• Directive:
Go through each line of the records below and count those with the word "styles"; give only the total.

• Code that builds pages:
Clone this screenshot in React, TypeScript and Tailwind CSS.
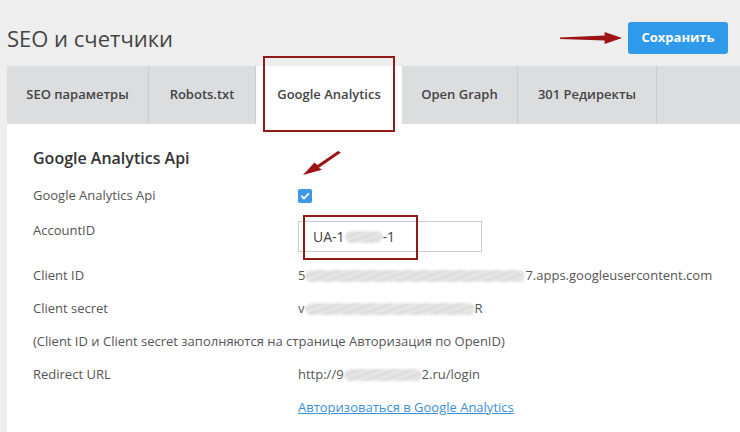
import React from 'react';

const font = { fontFamily: '"Open Sans", "Noto Sans", sans-serif' };

// blurred-out (redacted) piece of a value
function Smudge({ w }: { w: number }) {
  return (
    <span
      className="inline-block h-[12px] align-middle rounded-full bg-[repeating-linear-gradient(160deg,#d6d6d6_0px,#ececec_3px,#dadada_6px)] blur-[1px]"
      style={{ width: w }}
    />
  );
}

function RedArrow({ className, d }: { className: string; d: string }) {
  return (
    <svg className={className} viewBox="0 0 100 100" preserveAspectRatio="none">
      <path d={d} fill="#9c1414" />
    </svg>
  );
}

const tabs = [
  { label: 'SEO параметры', w: 'w-[142px]' },
  { label: 'Robots.txt', w: 'w-[107px]' },
  { label: 'Google Analytics', w: 'w-[146px]', active: true },
  { label: 'Open Graph', w: 'w-[116px]' },
  { label: '301 Редиректы', w: 'w-[139px]' },
];

function Row({ label, children, h = 'h-[33px]' }: { label: string; children?: React.ReactNode; h?: string }) {
  return (
    <div className={`flex items-center ${h}`}>
      <div className="w-[265px] shrink-0 text-[13px] text-[#555]">{label}</div>
      <div className="flex items-center text-[13px] text-[#555]">{children}</div>
    </div>
  );
}

export default function App() {
  return (
    <div className="w-[740px] h-[432px] overflow-hidden bg-[#eeeeee]" style={font}>
      {/* Header */}
      <div className="flex items-center justify-between h-[66px] pl-[7px] pr-[12px] pt-[14px] pb-[4px]">
        <h1 className="text-[22px] text-[#444] font-normal leading-none">SEO и счетчики</h1>
        <div className="flex items-center gap-[6px]">
          <RedArrow className="w-[62px] h-[12px]" d="M0 45 L72 30 L72 0 L100 50 L72 100 L72 70 L0 58 Z" />
          <button className="w-[100px] h-[32px] rounded-[3px] bg-[#2f9ae9] text-white text-[13px] font-bold">
            Сохранить
          </button>
        </div>
      </div>

      {/* Tabs */}
      <div className="ml-[7px] flex h-[58px] bg-[#dcdddf]">
        {tabs.map((t) =>
          t.active ? (
            <div key={t.label} className={`${t.w} relative bg-white flex items-center justify-center text-[13px] font-semibold text-[#444]`}>
              {t.label}
              <div className="absolute left-[7px] top-[-10px] w-[132px] h-[76px] border-2 border-[#8e1a1a]" />
            </div>
          ) : (
            <div key={t.label} className={`${t.w} flex items-center justify-center text-[13px] font-semibold text-[#444] border-r border-[#cbccce]`}>
              {t.label}
            </div>
          )
        )}
      </div>

      {/* Content */}
      <div className="ml-[7px] h-[308px] bg-white pl-[26px] pt-[22px]">
        <h2 className="h-[24px] leading-[24px] text-[16px] font-semibold text-[#333]">Google Analytics Api</h2>
        <div className="h-[9px]" />
        <Row label="Google Analytics Api" h="h-[34px]">
          <span className="relative inline-flex items-center justify-center w-[14px] h-[14px] rounded-[2px] bg-[#3d96e8]">
            <svg viewBox="0 0 12 12" className="w-[10px] h-[10px]">
              <path d="M2 6.2 L4.8 9 L10 3.4" fill="none" stroke="white" strokeWidth="2.2" strokeLinecap="round" strokeLinejoin="round" />
            </svg>
            <RedArrow className="absolute left-[5px] top-[-38px] w-[38px] h-[24px]" d="M100 6 L92 0 L38 58 L30 48 L0 100 L50 78 L42 70 Z" />
          </span>
        </Row>
        <div className="flex items-start h-[46px] pt-[8px]">
          <div className="w-[265px] shrink-0 text-[13px] leading-[18px] text-[#555]">AccountID</div>
          <div className="relative w-[184px] h-[31px] border border-[#cccccc] flex items-center pl-[14px] text-[14px] text-[#444]">
            UA-1<Smudge w={38} />-1
            <div className="absolute left-[4px] top-[-7px] w-[115px] h-[45px] border-2 border-[#8e1a1a]" />
          </div>
        </div>
        <Row label="Client ID">
          5<Smudge w={220} />7.apps.googleusercontent.com
        </Row>
        <Row label="Client secret">
          v<Smudge w={170} />R
        </Row>
        <div className="h-[33px] flex items-center text-[13px] text-[#555]">
          (Client ID и Client secret заполняются на странице Авторизация по OpenID)
        </div>
        <Row label="Redirect URL">
          http://9<Smudge w={78} />2.ru/login
        </Row>
        <Row label="">
          <a className="text-[#3a8fd6] underline cursor-pointer">Авторизоваться в Google Analytics</a>
        </Row>
      </div>
    </div>
  );
}
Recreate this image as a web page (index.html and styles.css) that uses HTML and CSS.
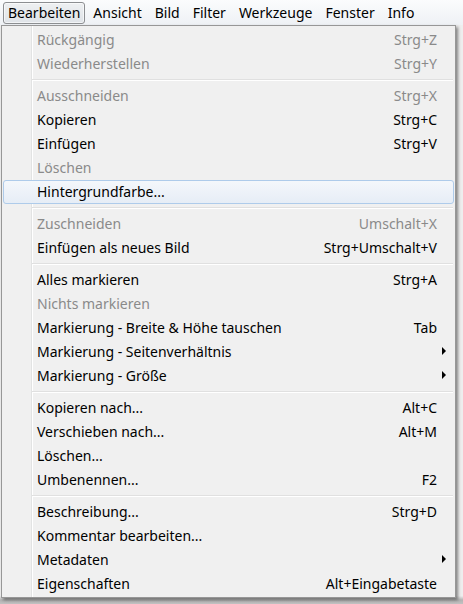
FILE: index.html
```html
<!DOCTYPE html>
<html lang="de">
<head>
<meta charset="utf-8">
<title>Bearbeiten</title>
<link rel="stylesheet" href="styles.css">
</head>
<body>
<div class="menubar">
  <span class="mb-item active">Bearbeiten</span>
  <span class="mb-item">Ansicht</span>
  <span class="mb-item">Bild</span>
  <span class="mb-item">Filter</span>
  <span class="mb-item">Werkzeuge</span>
  <span class="mb-item">Fenster</span>
  <span class="mb-item">Info</span>
</div>
<div class="menu">
  <div class="item disabled"><span class="label">Rückgängig</span><span class="key">Strg+Z</span><span class="sub"></span></div>
  <div class="item disabled"><span class="label">Wiederherstellen</span><span class="key">Strg+Y</span><span class="sub"></span></div>
  <div class="sep"></div>
  <div class="item disabled"><span class="label">Ausschneiden</span><span class="key">Strg+X</span><span class="sub"></span></div>
  <div class="item"><span class="label">Kopieren</span><span class="key">Strg+C</span><span class="sub"></span></div>
  <div class="item"><span class="label">Einfügen</span><span class="key">Strg+V</span><span class="sub"></span></div>
  <div class="item disabled"><span class="label">Löschen</span><span class="key"></span><span class="sub"></span></div>
  <div class="item hover"><span class="label">Hintergrundfarbe...</span><span class="key"></span><span class="sub"></span></div>
  <div class="sep"></div>
  <div class="item disabled"><span class="label">Zuschneiden</span><span class="key">Umschalt+X</span><span class="sub"></span></div>
  <div class="item"><span class="label">Einfügen als neues Bild</span><span class="key">Strg+Umschalt+V</span><span class="sub"></span></div>
  <div class="sep"></div>
  <div class="item"><span class="label">Alles markieren</span><span class="key">Strg+A</span><span class="sub"></span></div>
  <div class="item disabled"><span class="label">Nichts markieren</span><span class="key"></span><span class="sub"></span></div>
  <div class="item"><span class="label">Markierung - Breite &amp; Höhe tauschen</span><span class="key">Tab</span><span class="sub"></span></div>
  <div class="item"><span class="label">Markierung - Seitenverhältnis</span><span class="key"></span><span class="sub"><i class="arrow"></i></span></div>
  <div class="item"><span class="label">Markierung - Größe</span><span class="key"></span><span class="sub"><i class="arrow"></i></span></div>
  <div class="sep"></div>
  <div class="item"><span class="label">Kopieren nach...</span><span class="key">Alt+C</span><span class="sub"></span></div>
  <div class="item"><span class="label">Verschieben nach...</span><span class="key">Alt+M</span><span class="sub"></span></div>
  <div class="item"><span class="label">Löschen...</span><span class="key"></span><span class="sub"></span></div>
  <div class="item"><span class="label">Umbenennen...</span><span class="key">F2</span><span class="sub"></span></div>
  <div class="sep"></div>
  <div class="item"><span class="label">Beschreibung...</span><span class="key">Strg+D</span><span class="sub"></span></div>
  <div class="item"><span class="label">Kommentar bearbeiten...</span><span class="key"></span><span class="sub"></span></div>
  <div class="item"><span class="label">Metadaten</span><span class="key"></span><span class="sub"><i class="arrow"></i></span></div>
  <div class="item"><span class="label">Eigenschaften</span><span class="key">Alt+Eingabetaste</span><span class="sub"></span></div>
</div>
</body>
</html>
```

FILE: styles.css
```css
html, body {
  margin: 0;
  padding: 0;
}
body {
  width: 463px;
  height: 604px;
  overflow: hidden;
  background: linear-gradient(#eeeeee 0, #eeeeee 596px, #b4b4b4 600px, #c2c2c2 604px);
  font-family: "Noto Sans", "Open Sans", sans-serif;
  font-size: 14px;
  color: #000;
}
.menubar {
  height: 25px;
  display: flex;
  align-items: center;
  padding-left: 3px;
  background: linear-gradient(#fbfcfd, #eef1f5);
  box-sizing: border-box;
}
.mb-item {
  height: 22px;
  line-height: 20px;
  padding: 0 4px 0 4px;
  margin-right: 3px;
  box-sizing: border-box;
  border: 1px solid transparent;
  white-space: nowrap;
}
.mb-item.active {
  border-color: #8c8e91;
  border-radius: 3px;
  background: linear-gradient(#eef0f2, #dfe3e8);
  box-shadow: inset 0 0 0 1px rgba(255,255,255,0.6);
}
.menu {
  width: 455px;
  margin-left: 1px;
  box-sizing: border-box;
  border: 1px solid #979797;
  background-color: #f0f0f0;
  background-image: linear-gradient(to right, transparent 29px, #e2e3e3 29px, #e2e3e3 30px, #ffffff 30px, #ffffff 31px, transparent 31px);
  padding: 2px 0 1px;
  box-shadow: 2px 2px 3px rgba(0,0,0,0.45);
}
.item {
  display: flex;
  align-items: center;
  height: 24px;
  padding-bottom: 2px;
  margin: 0 1px;
  box-sizing: border-box;
  border: 1px solid transparent;
  white-space: nowrap;
}
.item.hover {
  border-color: #aecbea;
  border-radius: 3px;
  background: linear-gradient(#f4f7fb, #e6edf6);
}
.label {
  flex: 1;
  padding-left: 33px;
}
.key {
  text-align: right;
}
.sub {
  width: 16px;
  display: flex;
  align-items: center;
}
.arrow {
  display: block;
  width: 0;
  height: 0;
  margin-left: 5px;
  border-left: 4px solid #000;
  border-top: 4px solid transparent;
  border-bottom: 4px solid transparent;
}
.disabled {
  color: #8a8a8a;
}
.sep {
  height: 8px;
  margin-left: 30px;
  margin-right: 2px;
  background: linear-gradient(transparent 3px, #e0e0e0 3px, #e0e0e0 4px, #ffffff 4px, #ffffff 5px, transparent 5px);
}
```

• Response to the exercise:
3